In The Pleasure of theText, critic Roland Barthes bemoaned the sorry state of literacy in his time, which was mid-1970s France. Half the population didn’t read at all, “a national disgrace.” Literary studies too was moribund, conquered by two tedious forms of moralizing: “the prevailing one, of platitude; and the minority one, of rigor.” It was a frigid, pleasure-challenged climate for literature. Barthes imagined an “antihero” who gains access to the bliss of reading by renouncing literary judgments altogether, instead savoring the contradictions and unpredictability inherent in language itself.
Marjorie Garber’s The Use and Abuse of Literature opens with a strikingly similar lament about literacy in her time, which is present-day America. The share of college graduates receiving English degrees is a shockingly low four per 100, and there’s been an accompanying drop in reading rates across all age groups. This is bad news not just for literature professors, but for democracy, since reading correlates strongly with various forms of civic participation. Garber’s approach to putting things right brings Roland Barthes’ antihero back to mind.
If anyone is qualified to rescue literature from the threat of irrelevancy, it’s Garber, the William R. Kenan Jr. Professor of English at Harvard, and author of some 15 books on cultural and literary matters, including six on Shakespeare alone. She simply knows everything there is to know about the history and practice of literature and criticism. Yet despite having written a sizable chunk of her previous books on our most venerated writer, Garber is not a proponent of the Great Books approach—she’s no fetishizer of the canon or timeless notions of quality. For her, “literature” is a shifting cultural status ascribed to books by critical arbiters of the moment, not an intrinsic quality. Rather, there are literary ways of reading, and literary ways of writing—a book becomes literature when we ask literary questions of it. Equally, books lose the status of literature when they fall from these considerations, the fate of many—perhaps the majority of—works by once-revered authors.

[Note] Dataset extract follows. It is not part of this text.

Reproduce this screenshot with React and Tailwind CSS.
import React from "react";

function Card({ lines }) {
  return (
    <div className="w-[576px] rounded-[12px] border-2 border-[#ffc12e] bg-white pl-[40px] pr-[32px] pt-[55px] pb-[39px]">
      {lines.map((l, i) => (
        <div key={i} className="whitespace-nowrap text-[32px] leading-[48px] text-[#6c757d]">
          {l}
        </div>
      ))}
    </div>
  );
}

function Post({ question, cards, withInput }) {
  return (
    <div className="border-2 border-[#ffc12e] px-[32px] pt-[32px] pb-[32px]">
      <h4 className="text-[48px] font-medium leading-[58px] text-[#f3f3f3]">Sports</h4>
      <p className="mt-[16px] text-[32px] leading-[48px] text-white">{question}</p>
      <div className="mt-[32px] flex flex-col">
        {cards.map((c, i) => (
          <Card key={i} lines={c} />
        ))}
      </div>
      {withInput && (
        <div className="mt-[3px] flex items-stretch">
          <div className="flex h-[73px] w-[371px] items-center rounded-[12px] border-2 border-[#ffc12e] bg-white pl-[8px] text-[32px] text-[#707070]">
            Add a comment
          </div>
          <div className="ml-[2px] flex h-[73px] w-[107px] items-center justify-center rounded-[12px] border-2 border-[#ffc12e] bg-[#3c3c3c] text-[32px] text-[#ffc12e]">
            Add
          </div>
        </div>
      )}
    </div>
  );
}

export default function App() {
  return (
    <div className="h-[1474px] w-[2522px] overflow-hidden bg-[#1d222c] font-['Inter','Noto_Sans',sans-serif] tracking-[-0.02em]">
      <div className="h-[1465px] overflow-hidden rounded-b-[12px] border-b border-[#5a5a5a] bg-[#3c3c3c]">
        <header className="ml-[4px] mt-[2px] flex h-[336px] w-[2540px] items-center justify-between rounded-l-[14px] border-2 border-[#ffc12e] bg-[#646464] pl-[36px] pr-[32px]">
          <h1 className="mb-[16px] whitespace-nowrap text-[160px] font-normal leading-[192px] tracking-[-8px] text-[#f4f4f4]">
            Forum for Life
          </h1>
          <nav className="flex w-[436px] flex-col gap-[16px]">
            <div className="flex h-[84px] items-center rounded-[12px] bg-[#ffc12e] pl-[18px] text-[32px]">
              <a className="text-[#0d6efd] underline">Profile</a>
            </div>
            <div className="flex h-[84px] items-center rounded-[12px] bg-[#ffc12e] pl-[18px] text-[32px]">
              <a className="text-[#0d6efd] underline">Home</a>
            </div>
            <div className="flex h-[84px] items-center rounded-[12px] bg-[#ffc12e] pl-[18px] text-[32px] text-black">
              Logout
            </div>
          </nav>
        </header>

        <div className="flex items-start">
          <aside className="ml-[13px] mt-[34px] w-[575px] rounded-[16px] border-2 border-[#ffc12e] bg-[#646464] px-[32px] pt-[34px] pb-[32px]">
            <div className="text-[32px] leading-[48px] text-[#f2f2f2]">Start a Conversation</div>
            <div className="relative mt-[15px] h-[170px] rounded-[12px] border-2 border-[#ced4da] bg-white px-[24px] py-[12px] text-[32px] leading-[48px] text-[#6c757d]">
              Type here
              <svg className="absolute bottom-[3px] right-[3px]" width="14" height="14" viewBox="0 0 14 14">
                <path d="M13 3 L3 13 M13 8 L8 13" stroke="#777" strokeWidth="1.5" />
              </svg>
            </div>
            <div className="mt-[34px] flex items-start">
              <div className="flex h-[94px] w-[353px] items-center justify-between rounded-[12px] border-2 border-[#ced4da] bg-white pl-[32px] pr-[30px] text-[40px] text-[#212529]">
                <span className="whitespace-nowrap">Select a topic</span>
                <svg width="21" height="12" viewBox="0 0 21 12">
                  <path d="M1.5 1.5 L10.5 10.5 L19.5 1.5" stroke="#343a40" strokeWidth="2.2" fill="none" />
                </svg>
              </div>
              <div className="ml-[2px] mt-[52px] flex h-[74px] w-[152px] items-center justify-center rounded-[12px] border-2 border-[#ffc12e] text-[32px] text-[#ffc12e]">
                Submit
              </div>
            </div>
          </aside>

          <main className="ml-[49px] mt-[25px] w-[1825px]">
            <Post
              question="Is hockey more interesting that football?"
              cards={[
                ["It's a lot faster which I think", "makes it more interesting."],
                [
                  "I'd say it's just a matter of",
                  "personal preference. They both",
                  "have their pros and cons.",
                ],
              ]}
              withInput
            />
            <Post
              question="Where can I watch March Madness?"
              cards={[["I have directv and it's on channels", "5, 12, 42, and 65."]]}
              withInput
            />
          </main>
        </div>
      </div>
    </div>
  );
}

For Garber, literary ways of reading pose open-ended questions—the most interesting of which are those without definitive answers. What she’s dislodging with her deceptively anodyne suggestions are the traditional modes of criticism that hinge on judgments of quality. She’s deeply uninterested in what makes particular books good or bad; what engages her is how meaning is produced. She prefers the brand of criticism that engages in uncertainty, productive mistakes, and continuous re-readings that settle nothing—“every way of reading produces an equal and opposite way of re-reading.”
Useless speculation and lack of purpose are the heroes of this story. Along with Barthes, and another influential Frenchman she’s fond of invoking, deconstructionist Jacques Derrida, she upholds “play” as the watchword: Literary theory is at its best in “the play of language, the ambivalent ambiguities of the signifier, and the modes of counterintuitive argument.” If play is the hero, false dichotomies are the enemy. No binary goes undeconstructed: fiction and nonfiction, high and low, truth and lies, memoir and false memories.

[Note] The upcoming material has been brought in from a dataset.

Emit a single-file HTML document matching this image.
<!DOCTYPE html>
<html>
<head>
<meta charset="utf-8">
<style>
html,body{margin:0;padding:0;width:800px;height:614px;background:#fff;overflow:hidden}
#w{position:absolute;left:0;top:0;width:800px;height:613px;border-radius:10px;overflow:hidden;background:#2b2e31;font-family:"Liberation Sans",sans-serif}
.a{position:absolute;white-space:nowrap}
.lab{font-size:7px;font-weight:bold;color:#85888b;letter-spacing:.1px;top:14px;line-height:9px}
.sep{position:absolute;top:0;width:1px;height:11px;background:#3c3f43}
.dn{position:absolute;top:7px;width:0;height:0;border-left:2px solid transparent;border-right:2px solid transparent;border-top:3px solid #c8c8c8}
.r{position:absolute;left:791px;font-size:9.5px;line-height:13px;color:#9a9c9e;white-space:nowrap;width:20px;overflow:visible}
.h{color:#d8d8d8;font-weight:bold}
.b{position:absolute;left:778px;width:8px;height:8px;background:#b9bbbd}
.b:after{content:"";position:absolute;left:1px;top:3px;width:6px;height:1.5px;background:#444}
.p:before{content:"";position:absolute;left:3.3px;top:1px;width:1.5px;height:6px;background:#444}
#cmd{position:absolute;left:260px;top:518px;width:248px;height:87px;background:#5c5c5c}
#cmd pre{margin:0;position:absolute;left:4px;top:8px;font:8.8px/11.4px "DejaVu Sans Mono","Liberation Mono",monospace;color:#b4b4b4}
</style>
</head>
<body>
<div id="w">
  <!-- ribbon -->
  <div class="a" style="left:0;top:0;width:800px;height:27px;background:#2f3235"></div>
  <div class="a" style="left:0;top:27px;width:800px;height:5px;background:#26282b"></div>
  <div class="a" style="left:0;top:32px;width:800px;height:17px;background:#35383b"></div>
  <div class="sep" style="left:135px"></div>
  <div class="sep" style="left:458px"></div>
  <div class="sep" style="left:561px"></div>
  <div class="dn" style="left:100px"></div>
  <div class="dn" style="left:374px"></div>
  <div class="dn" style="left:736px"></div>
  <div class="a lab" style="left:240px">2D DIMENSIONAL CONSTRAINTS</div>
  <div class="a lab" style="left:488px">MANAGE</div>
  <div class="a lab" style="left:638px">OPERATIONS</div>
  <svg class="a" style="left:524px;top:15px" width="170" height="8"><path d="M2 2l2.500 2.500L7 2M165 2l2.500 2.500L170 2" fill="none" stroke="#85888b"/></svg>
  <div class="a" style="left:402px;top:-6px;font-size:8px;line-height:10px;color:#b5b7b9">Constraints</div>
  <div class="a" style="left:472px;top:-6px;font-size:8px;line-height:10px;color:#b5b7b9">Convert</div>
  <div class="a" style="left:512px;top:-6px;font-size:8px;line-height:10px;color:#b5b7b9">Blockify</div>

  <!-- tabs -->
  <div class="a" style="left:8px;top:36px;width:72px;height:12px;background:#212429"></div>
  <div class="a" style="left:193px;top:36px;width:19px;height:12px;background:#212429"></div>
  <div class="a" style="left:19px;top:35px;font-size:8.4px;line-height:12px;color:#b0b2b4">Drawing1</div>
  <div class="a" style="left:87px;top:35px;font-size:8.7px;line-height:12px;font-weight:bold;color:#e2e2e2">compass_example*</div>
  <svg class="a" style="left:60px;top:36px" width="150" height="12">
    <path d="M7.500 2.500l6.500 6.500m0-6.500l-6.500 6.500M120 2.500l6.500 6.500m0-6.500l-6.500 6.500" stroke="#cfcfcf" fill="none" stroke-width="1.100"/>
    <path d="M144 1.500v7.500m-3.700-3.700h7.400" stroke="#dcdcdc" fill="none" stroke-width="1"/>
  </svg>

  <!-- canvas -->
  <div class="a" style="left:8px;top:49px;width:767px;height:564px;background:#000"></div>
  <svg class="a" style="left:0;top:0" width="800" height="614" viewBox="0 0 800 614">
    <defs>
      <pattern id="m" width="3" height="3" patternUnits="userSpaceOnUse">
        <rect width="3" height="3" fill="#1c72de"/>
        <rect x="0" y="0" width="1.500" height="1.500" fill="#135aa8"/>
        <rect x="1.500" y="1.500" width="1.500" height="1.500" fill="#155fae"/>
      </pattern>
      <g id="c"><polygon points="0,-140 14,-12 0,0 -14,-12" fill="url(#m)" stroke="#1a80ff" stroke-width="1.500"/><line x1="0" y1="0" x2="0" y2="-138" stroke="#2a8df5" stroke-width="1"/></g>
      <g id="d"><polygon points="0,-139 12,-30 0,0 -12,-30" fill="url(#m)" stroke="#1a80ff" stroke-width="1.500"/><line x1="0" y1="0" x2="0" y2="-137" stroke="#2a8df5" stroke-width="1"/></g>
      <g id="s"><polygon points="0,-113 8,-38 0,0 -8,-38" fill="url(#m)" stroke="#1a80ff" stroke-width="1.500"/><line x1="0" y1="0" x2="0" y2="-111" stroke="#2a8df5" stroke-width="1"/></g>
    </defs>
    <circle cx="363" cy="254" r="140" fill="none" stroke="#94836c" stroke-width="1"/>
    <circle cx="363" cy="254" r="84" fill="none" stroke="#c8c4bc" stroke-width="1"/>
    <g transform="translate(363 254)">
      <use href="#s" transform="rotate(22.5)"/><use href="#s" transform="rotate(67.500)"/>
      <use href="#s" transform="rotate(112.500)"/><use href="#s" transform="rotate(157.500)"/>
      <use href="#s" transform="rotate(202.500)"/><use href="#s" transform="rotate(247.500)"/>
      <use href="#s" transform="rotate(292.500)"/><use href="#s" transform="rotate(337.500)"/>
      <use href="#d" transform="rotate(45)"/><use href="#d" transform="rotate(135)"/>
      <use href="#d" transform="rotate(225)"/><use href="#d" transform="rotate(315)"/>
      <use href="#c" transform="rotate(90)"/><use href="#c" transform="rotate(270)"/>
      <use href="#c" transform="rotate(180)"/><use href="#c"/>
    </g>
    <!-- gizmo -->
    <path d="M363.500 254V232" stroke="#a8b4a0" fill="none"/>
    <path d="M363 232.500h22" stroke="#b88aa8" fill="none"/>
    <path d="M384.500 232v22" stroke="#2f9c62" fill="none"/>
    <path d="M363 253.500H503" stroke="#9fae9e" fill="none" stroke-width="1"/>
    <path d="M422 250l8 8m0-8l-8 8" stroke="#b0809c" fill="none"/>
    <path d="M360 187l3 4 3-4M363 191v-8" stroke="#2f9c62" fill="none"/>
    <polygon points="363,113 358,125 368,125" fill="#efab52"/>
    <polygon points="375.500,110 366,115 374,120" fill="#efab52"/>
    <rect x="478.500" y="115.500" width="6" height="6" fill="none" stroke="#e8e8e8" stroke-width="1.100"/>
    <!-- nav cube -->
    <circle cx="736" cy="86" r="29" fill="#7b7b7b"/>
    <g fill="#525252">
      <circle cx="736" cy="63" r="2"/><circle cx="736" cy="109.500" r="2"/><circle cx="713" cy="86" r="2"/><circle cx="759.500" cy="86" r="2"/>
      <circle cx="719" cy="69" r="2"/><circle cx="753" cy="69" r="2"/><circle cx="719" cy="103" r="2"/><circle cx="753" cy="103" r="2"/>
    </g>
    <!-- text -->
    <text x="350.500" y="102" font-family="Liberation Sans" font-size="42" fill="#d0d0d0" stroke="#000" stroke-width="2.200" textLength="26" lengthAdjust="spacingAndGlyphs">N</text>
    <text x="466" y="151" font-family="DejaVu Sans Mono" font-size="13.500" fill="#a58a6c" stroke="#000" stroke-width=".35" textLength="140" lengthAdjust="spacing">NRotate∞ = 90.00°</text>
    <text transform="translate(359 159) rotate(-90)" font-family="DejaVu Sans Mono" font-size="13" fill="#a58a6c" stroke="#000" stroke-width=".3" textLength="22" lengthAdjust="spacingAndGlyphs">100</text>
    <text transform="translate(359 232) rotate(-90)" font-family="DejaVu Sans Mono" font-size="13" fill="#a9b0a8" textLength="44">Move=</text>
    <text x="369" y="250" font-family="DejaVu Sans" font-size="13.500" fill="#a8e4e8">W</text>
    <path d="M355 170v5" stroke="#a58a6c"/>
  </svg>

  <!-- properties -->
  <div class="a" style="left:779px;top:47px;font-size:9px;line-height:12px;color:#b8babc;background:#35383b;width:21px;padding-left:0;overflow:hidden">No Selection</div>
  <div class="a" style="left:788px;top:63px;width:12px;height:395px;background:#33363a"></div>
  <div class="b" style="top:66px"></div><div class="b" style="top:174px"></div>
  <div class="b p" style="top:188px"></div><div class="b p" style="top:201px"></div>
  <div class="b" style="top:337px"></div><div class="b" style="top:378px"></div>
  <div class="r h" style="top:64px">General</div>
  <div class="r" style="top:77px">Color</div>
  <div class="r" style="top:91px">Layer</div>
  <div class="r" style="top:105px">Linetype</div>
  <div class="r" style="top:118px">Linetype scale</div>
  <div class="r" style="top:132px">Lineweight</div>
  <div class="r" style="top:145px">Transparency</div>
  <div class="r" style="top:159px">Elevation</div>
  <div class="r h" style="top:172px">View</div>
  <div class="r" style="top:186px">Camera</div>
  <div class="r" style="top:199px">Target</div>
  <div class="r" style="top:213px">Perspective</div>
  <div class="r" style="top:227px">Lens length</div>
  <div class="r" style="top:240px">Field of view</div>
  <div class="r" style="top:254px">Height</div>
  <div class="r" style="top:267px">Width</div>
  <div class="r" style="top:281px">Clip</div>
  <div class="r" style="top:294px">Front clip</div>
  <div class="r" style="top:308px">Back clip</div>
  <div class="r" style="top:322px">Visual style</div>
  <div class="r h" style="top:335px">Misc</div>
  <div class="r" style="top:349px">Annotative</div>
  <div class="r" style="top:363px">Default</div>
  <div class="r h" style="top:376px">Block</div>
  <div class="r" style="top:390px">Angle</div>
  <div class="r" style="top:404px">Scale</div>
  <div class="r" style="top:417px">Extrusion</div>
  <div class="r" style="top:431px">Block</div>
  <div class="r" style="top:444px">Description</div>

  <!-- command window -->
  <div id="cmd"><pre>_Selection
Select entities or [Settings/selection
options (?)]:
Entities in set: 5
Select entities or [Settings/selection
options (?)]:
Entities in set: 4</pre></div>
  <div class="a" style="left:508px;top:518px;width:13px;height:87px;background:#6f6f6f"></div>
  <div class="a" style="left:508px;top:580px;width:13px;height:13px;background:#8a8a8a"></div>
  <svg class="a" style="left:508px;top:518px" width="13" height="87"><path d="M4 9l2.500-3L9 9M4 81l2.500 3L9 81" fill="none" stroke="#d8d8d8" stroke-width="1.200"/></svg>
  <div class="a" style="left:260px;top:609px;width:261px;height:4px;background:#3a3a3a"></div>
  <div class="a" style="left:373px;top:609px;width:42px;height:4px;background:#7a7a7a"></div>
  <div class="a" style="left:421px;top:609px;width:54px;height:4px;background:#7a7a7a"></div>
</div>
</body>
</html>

Which isn’t to say that Garber is predictably trendy: One of the surprises here is her rousing support for that old warhorse, New Criticism, or “close reading,” in her mind a more inherently radical way of understanding texts than the sociological and historical methods that the denizens of English departments generally regard as “political.” The practice of mining literature for nuggets of self-help, whether ethical or psychological, also rouses her contempt. Reading Marcel Proust shouldn’t be the answer to anything, since literature’s refusal to be used is its “most moral act.” (She’s also oddly irked by books written from the point of view of animals—Laura Hillenbrand’s 2001 horseracing tale Seabiscuit comes in for some rare derision.)

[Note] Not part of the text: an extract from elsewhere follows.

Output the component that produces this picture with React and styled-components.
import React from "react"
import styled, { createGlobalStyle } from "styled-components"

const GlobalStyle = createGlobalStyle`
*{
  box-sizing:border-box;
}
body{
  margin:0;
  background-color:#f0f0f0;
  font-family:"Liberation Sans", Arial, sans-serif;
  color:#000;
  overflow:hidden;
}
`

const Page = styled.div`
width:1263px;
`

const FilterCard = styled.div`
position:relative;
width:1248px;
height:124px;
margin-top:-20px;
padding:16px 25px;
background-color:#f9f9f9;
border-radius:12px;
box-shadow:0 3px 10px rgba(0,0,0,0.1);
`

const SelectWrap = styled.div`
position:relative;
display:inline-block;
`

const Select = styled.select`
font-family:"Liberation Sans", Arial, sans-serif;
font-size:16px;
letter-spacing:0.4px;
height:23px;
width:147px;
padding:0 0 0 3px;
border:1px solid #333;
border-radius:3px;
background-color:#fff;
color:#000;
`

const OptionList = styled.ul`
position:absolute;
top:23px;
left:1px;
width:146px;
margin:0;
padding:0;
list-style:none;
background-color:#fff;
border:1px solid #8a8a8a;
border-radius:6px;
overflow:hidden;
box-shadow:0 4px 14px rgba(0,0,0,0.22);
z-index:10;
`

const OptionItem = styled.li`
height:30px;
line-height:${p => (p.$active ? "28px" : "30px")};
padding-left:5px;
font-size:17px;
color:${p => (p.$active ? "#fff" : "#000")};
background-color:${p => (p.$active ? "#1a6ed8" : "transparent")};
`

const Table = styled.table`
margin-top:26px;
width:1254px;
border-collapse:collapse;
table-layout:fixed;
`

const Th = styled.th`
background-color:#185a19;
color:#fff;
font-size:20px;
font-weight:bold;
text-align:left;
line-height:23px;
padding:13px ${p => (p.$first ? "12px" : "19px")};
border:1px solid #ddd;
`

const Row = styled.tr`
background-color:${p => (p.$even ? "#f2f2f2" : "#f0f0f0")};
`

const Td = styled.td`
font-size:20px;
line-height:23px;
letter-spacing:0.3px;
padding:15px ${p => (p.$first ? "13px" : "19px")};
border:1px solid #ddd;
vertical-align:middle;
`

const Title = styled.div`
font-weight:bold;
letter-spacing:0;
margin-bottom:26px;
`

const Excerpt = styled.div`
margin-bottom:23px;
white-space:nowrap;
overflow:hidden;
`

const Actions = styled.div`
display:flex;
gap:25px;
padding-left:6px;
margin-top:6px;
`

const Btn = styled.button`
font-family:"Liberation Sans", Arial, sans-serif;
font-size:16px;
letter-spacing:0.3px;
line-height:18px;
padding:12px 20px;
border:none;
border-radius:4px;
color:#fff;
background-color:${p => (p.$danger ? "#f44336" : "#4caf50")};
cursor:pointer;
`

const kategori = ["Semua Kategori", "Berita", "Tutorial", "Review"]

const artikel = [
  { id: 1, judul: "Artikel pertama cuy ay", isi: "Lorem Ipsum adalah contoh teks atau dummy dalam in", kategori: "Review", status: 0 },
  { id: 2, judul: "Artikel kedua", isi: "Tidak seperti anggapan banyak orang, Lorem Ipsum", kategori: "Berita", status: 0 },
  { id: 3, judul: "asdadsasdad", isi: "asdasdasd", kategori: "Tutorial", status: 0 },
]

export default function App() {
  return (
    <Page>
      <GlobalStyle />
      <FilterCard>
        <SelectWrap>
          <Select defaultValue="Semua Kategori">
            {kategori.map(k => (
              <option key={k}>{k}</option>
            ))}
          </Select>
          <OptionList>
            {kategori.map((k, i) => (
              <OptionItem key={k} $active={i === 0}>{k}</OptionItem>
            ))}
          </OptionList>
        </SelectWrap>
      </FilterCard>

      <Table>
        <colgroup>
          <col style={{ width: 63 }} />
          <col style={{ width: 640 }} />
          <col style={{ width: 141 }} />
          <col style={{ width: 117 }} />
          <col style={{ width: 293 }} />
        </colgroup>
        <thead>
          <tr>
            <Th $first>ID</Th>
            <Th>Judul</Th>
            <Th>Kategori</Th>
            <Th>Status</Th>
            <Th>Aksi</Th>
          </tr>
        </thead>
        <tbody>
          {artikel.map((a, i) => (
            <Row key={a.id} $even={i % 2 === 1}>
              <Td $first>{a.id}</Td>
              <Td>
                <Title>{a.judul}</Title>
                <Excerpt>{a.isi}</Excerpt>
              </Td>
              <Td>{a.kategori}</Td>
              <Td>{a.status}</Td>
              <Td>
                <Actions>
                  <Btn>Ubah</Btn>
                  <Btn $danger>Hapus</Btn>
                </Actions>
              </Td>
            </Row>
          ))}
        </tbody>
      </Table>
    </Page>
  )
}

To my mind, Garber is entirely right in every respect. But if literary studies is a way of asking literary questions, I can’t help asking one about Garber’s own literary style. I was left wondering what a defense of literature by Garber would read like if it embodied the imaginative play and stylistic freedom she celebrates, rather than the scholarly apparatus and muted tones she employs here. Garber has, after all, previously romped her way through such subjects as cross-dressing, the love of dogs, and the erotics of real estate, in books that were impressively researched but somewhat more unleashed. The Use and Abuse of Literature is an enormously learned and wide-ranging defense of the literary imagination, but as Garber herself says, “The future importance of literary studies . . . will come from taking risks, not from playing it safe.”